By Ediri Ejoh
There are indications that the oil industry of the United States of America, USA, is now capitalizing on the recent upsurge in oil prices to pump-up volume in the market, leading to excess supply glut and slump in prices.
Consequently, after hitting a five year high of $80 per barrel last month, oil prices slipped, yesterday to $75.68 per barrel occasioned by rising supplies in the United States and expectations that producers could relax voluntary output cuts.
This development may be threatening the current expectations on oil revenue for Nigeria’s 2018 fiscal plan which propelled the National Assembly to revise the oil price benchmark for 2018 budget as well as the expected revenue and expenditure.
In its latest report released yesterday, OPEC said, however, that world oil demand growth in 2017, as projected by the Organisation remained unchanged at 1.65 mb/d, averaging 97.20 mb/d for the rest of this year.
It also kept oil demand growth unchanged in 2018 despite some offsetting revisions in both Organisation for Economic Co-operation and Development, OECD, and non-OECD countries.

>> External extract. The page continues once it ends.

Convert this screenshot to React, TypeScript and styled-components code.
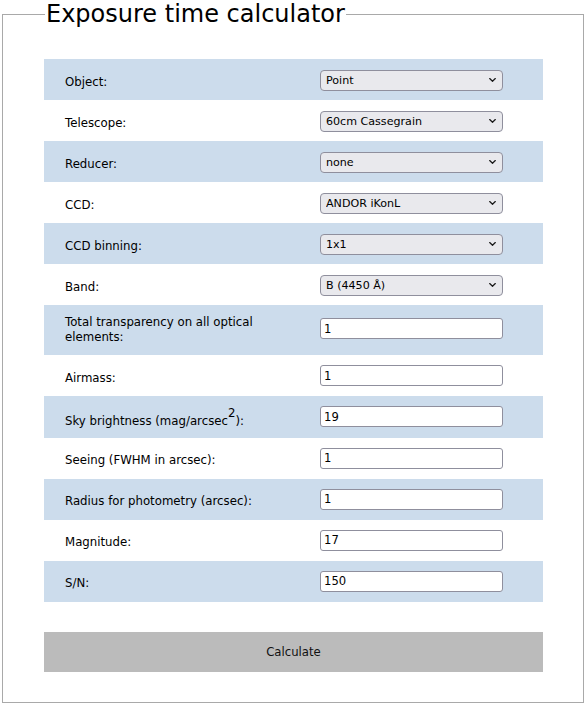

The report noted that “OECD consumption is forecast to grow by 0.40 mb/d in 2018, some 0.02 mb/d higher than in the previous year, following positive revisions in OECD Americas. Meanwhile, oil demand in the non-OECD is now projected to grow by 1.27 mb/d, showing a downward revision of 0.02 mb/d from last month’s assessment.

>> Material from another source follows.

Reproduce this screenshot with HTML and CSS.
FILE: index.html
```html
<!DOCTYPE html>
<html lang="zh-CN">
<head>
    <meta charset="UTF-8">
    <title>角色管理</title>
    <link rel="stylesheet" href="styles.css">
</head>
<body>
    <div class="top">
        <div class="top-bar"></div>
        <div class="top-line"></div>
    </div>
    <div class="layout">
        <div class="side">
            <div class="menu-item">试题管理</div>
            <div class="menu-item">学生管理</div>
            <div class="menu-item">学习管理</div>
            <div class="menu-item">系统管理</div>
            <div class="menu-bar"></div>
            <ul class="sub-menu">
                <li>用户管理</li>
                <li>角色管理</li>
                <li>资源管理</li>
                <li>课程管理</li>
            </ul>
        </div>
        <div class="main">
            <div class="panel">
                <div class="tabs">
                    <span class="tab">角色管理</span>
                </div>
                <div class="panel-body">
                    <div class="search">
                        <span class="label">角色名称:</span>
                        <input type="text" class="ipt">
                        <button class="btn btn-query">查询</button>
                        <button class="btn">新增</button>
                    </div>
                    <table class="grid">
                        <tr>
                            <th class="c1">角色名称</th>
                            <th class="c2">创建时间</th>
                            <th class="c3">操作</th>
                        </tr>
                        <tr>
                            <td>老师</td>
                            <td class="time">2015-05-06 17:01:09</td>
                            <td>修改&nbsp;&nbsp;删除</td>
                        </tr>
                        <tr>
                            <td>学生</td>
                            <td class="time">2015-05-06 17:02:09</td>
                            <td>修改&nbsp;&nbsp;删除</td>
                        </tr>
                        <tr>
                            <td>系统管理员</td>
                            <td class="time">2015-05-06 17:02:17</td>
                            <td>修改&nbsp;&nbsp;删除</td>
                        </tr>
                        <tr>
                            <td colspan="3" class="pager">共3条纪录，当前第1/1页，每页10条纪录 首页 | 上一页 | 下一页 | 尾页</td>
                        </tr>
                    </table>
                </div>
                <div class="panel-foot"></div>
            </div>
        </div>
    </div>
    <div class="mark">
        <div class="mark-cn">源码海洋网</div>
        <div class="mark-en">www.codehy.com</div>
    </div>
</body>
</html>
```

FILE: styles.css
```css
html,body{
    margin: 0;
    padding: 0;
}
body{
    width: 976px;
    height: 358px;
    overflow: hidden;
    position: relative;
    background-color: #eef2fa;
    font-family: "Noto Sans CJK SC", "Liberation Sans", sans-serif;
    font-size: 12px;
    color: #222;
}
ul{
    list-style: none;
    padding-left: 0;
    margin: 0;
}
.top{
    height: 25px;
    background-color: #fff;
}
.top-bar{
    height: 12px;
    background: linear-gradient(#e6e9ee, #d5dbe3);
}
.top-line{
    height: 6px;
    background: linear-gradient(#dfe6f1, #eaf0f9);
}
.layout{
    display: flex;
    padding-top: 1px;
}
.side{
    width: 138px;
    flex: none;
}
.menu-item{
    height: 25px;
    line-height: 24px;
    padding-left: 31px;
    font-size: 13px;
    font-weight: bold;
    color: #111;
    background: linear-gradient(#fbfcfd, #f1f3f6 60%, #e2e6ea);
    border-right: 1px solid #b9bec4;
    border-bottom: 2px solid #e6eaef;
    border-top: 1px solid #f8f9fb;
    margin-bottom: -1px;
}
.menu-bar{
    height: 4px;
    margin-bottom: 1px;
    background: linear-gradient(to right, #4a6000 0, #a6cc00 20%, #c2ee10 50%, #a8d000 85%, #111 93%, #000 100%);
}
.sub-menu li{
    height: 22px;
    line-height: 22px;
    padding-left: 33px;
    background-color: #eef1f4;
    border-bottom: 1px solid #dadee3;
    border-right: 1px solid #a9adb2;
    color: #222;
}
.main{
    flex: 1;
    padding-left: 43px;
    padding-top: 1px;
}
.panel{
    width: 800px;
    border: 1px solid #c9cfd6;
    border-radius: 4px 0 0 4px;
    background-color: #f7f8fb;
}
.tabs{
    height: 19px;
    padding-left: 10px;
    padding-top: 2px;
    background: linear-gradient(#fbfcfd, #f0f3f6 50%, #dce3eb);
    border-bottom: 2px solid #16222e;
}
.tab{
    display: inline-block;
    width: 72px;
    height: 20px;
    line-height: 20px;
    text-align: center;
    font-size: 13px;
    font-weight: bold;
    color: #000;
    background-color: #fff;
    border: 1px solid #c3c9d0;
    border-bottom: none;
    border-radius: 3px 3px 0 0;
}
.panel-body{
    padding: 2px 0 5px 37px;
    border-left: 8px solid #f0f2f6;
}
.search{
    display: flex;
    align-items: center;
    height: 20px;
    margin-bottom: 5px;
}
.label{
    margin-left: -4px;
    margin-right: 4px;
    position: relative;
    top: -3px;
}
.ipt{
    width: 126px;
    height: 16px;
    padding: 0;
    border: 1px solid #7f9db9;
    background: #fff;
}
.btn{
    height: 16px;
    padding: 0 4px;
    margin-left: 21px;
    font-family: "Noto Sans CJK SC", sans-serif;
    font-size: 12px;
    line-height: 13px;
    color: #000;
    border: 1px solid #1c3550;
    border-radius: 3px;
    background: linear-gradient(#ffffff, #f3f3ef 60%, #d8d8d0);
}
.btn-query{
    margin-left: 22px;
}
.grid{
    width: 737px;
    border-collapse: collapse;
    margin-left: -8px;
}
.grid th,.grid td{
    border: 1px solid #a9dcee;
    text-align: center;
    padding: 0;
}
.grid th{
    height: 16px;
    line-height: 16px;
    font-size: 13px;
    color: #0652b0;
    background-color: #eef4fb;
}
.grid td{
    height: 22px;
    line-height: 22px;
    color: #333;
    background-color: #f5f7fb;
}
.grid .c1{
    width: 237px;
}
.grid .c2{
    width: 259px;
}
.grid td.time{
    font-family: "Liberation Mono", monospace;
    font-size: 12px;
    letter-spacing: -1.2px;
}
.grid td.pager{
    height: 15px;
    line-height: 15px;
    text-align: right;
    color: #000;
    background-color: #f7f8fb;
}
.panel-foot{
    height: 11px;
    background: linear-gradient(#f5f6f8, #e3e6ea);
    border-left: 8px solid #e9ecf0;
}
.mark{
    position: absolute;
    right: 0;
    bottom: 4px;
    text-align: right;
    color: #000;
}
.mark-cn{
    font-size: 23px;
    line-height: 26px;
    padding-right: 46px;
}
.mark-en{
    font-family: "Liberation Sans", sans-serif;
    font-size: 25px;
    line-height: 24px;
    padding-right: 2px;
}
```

Oil price report released yesterday by OPEC showed that Brent crude was down 20 cents at $75.68 a barrel, as U.S. light crude was 35 cents lower at $66.01.
Prices were weighed down by another rise in the number of rigs drilling for new oil production in the United States.
This implies that U.S. crude output, which is already at a record-high of 10.8 million barrels per day (bpd), will also rise further, according to energy services firm Baker Hughes.